The combination of data points suggests that the majority support for eventual peace with Israel reflects not affinity but the converse: common enemies, and therefore common interests. Those include common concerns -- as measured in the same surveys -- about jihadi terrorism; about Iranian aggression, subversion, and nuclear weapons; and about perceived flaws in American policies toward all those issues.
As far back as 2010, even before the Saudi-Iran proxy wars in Syria, Yemen, and elsewhere, a reliable private poll showed that one-fourth of the Saudi urban public supported quiet military cooperation with Israel against the Iranian nuclear threat. And in the past two years, polls not only in Saudi Arabia but also in Egypt, Jordan, Kuwait, and the United Arab Emirates show that "the Arab street" is much more concerned about the conflicts with Iran, with Bashar al-Assad, and with Daesh than about the Israeli-Palestinian conflict.
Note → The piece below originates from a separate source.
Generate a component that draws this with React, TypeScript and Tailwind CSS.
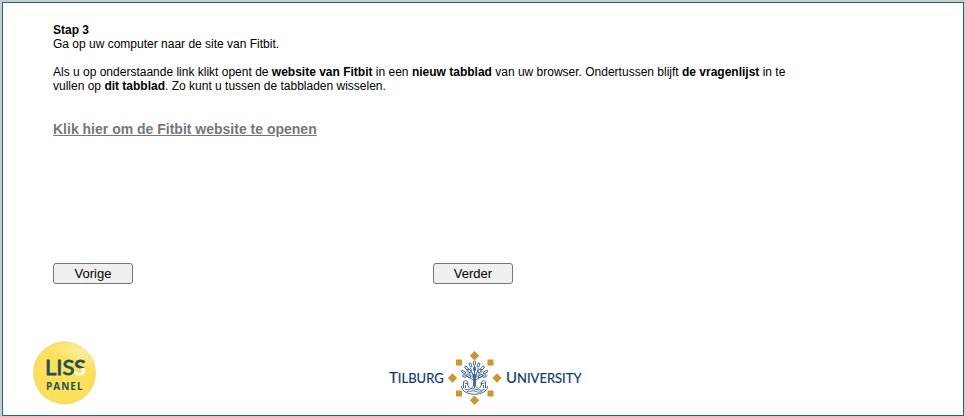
const LEAVES = [
  [86, 13, 0], [82, 15, -20], [90, 15, 20], [78, 18, -40], [94, 18, 40], [86, 19, 0],
  [75, 22, -60], [97, 22, 60], [81, 21, -35], [91, 21, 35], [76, 26, -80], [96, 26, 80],
  [80, 26, -60], [92, 26, 60],
]

function LissLogo() {
  return (
    <svg width="64" height="64" viewBox="0 0 64 64" role="img" aria-label="LISS Panel">
      <defs>
        <radialGradient id="ball" cx="0.5" cy="0.5" r="0.5">
          <stop offset="0" stopColor="#fee25a" />
          <stop offset="0.85" stopColor="#fce05a" />
          <stop offset="1" stopColor="#f6dc62" />
        </radialGradient>
        <radialGradient id="shine" cx="0.85" cy="0.2" r="0.6">
          <stop offset="0" stopColor="#fff" stopOpacity="0.45" />
          <stop offset="1" stopColor="#fff" stopOpacity="0.05" />
        </radialGradient>
        <linearGradient id="lastLetter" gradientUnits="userSpaceOnUse" x1="45" y1="17" x2="49" y2="34">
          <stop offset="0.6" stopColor="#1c5158" />
          <stop offset="0.64" stopColor="#fff" />
        </linearGradient>
      </defs>
      <circle cx="31.5" cy="32" r="31.5" fill="url(#ball)" />
      <path d="M4 17C13 2 34-3 49 6c9 6 14 17 13 27C53 21 34 10 4 17Z" fill="url(#shine)" />
      <g strokeWidth="0.800" fontFamily="Lato, sans-serif" fontSize="22">
        <text x="12" y="34" fill="#1c5158" stroke="#1c5158">LIS</text>
        <text x="41" y="34" fill="url(#lastLetter)" stroke="url(#lastLetter)">S</text>
      </g>
      <text x="13" y="49" fill="#1c5158" fontFamily="'Open Sans', sans-serif" fontSize="10" fontWeight="700" letterSpacing="1">
        PANEL
      </text>
    </svg>
  )
}

function TilburgLogo() {
  return (
    <svg width="196" height="64" viewBox="0 0 196 64" role="img" aria-label="Tilburg University">
      <g fill="#12386b" stroke="#12386b" strokeWidth="0.200" fontFamily="Lato, sans-serif">
        <text x="1" y="42" fontSize="15">
          T<tspan fontSize="13">ILBURG</tspan>
        </text>
        <text x="118" y="42" fontSize="15">
          U<tspan fontSize="13">NIVERSITY</tspan>
        </text>
      </g>
      <g fill="#cb9733">
        <path d="M86.500 10l4.700 4.700-4.700 4.700-4.700-4.700zM86.500 54.500l4.700 4.700-4.700 4.700-4.700-4.700zM64.500 32.300l4.700 4.700-4.700 4.700-4.700-4.700zM109 32.300l4.700 4.700-4.700 4.700-4.700-4.700z" />
        <path d="M68 18.500h6v6h-6zM99.500 18.500h6v6h-6zM68 49.500h6v6h-6zM99.500 49.500h6v6h-6z" />
      </g>
      <g transform="translate(0.500 9)" fill="none" stroke="#315b8d" strokeWidth="0.900">
        {LEAVES.map(([x, y, angle]) => (
          <ellipse key={`${x}-${y}`} cx={x} cy={y} rx="1.100" ry="2.300" transform={`rotate(${angle} ${x} ${y})`} />
        ))}
        <path d="M85 24v12l-3 3M87 24v12l3 3M86 15v23M85 28l-7-7M87 28l7-7M85 30l-7-4M87 30l7-4M85 27l-3-9M87 27l3-9" />
        <path d="M75 38v-6l2-2 2 2v3l2 3M76 33l4 1M77 35v3M97 38v-6l-2-2-2 2v3l-2 3M96 33l-4 1M95 35v3" />
        <path d="M73 36c0 11 26 11 26 0M76 39c3 2 6-1 10 0s7 2 10 0M78 41c3 2 5-1 8 0s5 2 8 0" />
      </g>
    </svg>
  )
}

const buttonClass =
  'h-[21px] w-20 rounded-[3px] border border-[#767676] bg-[#efefef] text-[13px] leading-[19px] text-black hover:bg-[#e5e5e5]'

export default function App() {
  return (
    <div className="flex min-h-screen flex-col bg-[#c8cccc] pt-0.5 pr-px pb-px pl-0.5 font-['Liberation_Sans',Arial,sans-serif] text-xs leading-[14px] text-black">
      <main className="flex flex-1 flex-col border border-[#1f6a70] bg-white">
        <div className="max-w-[810px] pt-5 pl-[50px]">
          <h1 className="font-bold">Stap 3</h1>
          <p>Ga op uw computer naar de site van Fitbit.</p>
          <p className="mt-3.5">
            Als u op onderstaande link klikt opent de <b>website van Fitbit</b> in een <b>nieuw tabblad</b> van
            uw browser. Ondertussen blijft <b>de vragenlijst</b> in te vullen op <b>dit tabblad</b>. Zo kunt u
            tussen de tabbladen wisselen.
          </p>
          <a
            href="https://www.fitbit.com"
            target="_blank"
            rel="noreferrer"
            className="mt-7 inline-block text-sm leading-4 font-bold text-[#777] underline"
          >
            Klik hier om de Fitbit website te openen
          </a>
          <div className="mt-[126px] grid grid-cols-2">
            <div>
              <button type="button" className={buttonClass}>Vorige</button>
            </div>
            <div>
              <button type="button" className={buttonClass}>Verder</button>
            </div>
          </div>
        </div>

        <footer className="mt-auto grid grid-cols-[355px_1fr] pb-2.5 pl-[30px]">
          <LissLogo />
          <TilburgLogo />
        </footer>
      </main>
    </div>
  )
}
The conclusion is clear: today a broader regional approach to Arab-Israeli peacemaking, rather than a strictly bilateral Israeli-Palestinian one, offers somewhat better prospects of success -- whether at the official, elite, media, or even popular levels. Normalization with Israel remains controversial in Arab circles, but it is no longer taboo. For an increasing number of Arabs, the Israeli "enemy of my enemy" may not be a friend, but could become a partner. The next U.S. administration would do well to ponder this unaccustomed situation, and to adjust its policies accordingly.